A independência e a imparcialidade têm de ser preservadas. Aliás, o próprio
deve proteger-se dos efeitos negativos", salienta ao PÚBLICO.
Recomendação
"absurda"
António
Cluny, ex-presidente do Sindicato dos Magistrados do Ministério Público, lembra
mesmo que os "juízes estão proibidos de ocuparem cargos em sociedades
comerciais" e que, se Rangel ganhar as eleições, terá um cargo na SAD do
SLB. "A recomendação do CSM parece-me avisada e moderada", diz o
agora presidente da MEDEL - Magistrados Europeus pela Democracia e pelas
Liberdades, que, contudo, sublinha falar apenas a título individual.
Não é a
primeira vez que o CSM se pronuncia sobre esta matéria.

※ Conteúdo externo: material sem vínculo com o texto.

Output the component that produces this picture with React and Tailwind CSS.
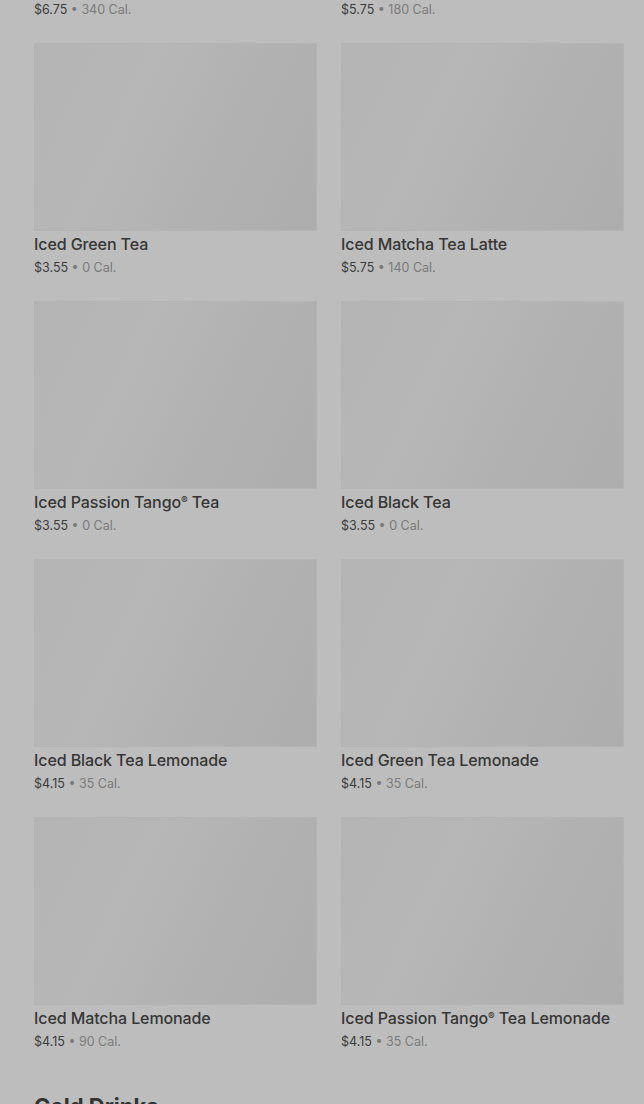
const items = [
  { name: 'Iced Chai Tea Latte', price: '$6.75', cal: '340 Cal.' },
  { name: 'Iced London Fog Latte', price: '$5.75', cal: '180 Cal.' },
  { name: 'Iced Green Tea', price: '$3.55', cal: '0 Cal.' },
  { name: 'Iced Matcha Tea Latte', price: '$5.75', cal: '140 Cal.' },
  { name: 'Iced Passion Tango® Tea', price: '$3.55', cal: '0 Cal.' },
  { name: 'Iced Black Tea', price: '$3.55', cal: '0 Cal.' },
  { name: 'Iced Black Tea Lemonade', price: '$4.15', cal: '35 Cal.' },
  { name: 'Iced Green Tea Lemonade', price: '$4.15', cal: '35 Cal.' },
  { name: 'Iced Matcha Lemonade', price: '$4.15', cal: '90 Cal.' },
  { name: 'Iced Passion Tango® Tea Lemonade', price: '$4.15', cal: '35 Cal.' },
];

function MenuCard({ name, price, cal }) {
  return (
    <div className="flex flex-col">
      <div className="h-[188px] w-full border border-[#b3b3b3] bg-[linear-gradient(115deg,#b4b4b4_0%,#b7b7b7_35%,#b2b2b2_60%,#adadad_100%)]" />
      <div className="mt-[1px] truncate text-[16px] font-medium leading-6 tracking-[-0.1px] text-[#363636]">
        {name.split('®').map((part, i, arr) => (
          <span key={i}>
            {part}
            {i < arr.length - 1 && <span className="align-[4px] text-[10px] leading-none">®</span>}
          </span>
        ))}
      </div>
      <div className="mt-[3px] text-[12.5px] leading-[18px] text-[#3c3c3c]">
        {price}
        <span className="text-[#7a7a7a]"> • {cal}</span>
      </div>
    </div>
  );
}

export default function App() {
  return (
    <div className="h-[1104px] w-[644px] overflow-hidden bg-[#bdbdbd]" style={{ fontFamily: 'Inter, "Liberation Sans", sans-serif' }}>
      <div className="-mt-[215px] pl-[34px] pr-[20px]">
        <div className="grid grid-cols-2 gap-x-[24px] gap-y-[24px]">
          {items.map((it) => (
            <MenuCard key={it.name} {...it} />
          ))}
        </div>
        <h2 className="mt-[39px] text-[22px] font-bold leading-8 text-[#333]">Cold Drinks</h2>
      </div>
    </div>
  );
}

Numa recomendação feita
por aquele órgão em 2008, e que reitera outra datada de 2006, o CSM considera
"desaconselhável" a participação de juízes "nos órgãos de
disciplina do futebol profissional, dadas as consequência negativas que, com
frequência, daí resultam para a imagem dos magistrados junto dos
cidadãos". A recomendação refere-se apenas a órgãos de justiça desportiva
e não a órgãos de direcção.
Mas
também há quem considere a recomendação do CSM "absurda". Um antigo
membro do conselho considera que "dificilmente uma actividade nos órgãos
de desporto profissional é incompatível com a de juiz". "Isso não
está previsto nos Estatutos. Uma coisa é o que se considera em abstracto, outra
é que o realmente a lei prevê. E nisso não é clara", refere. O mesmo
ex-conselheiro lembra que Rangel está apenas a candidatar-se e "não está,
para já, a exercer qualquer cargo incompatível".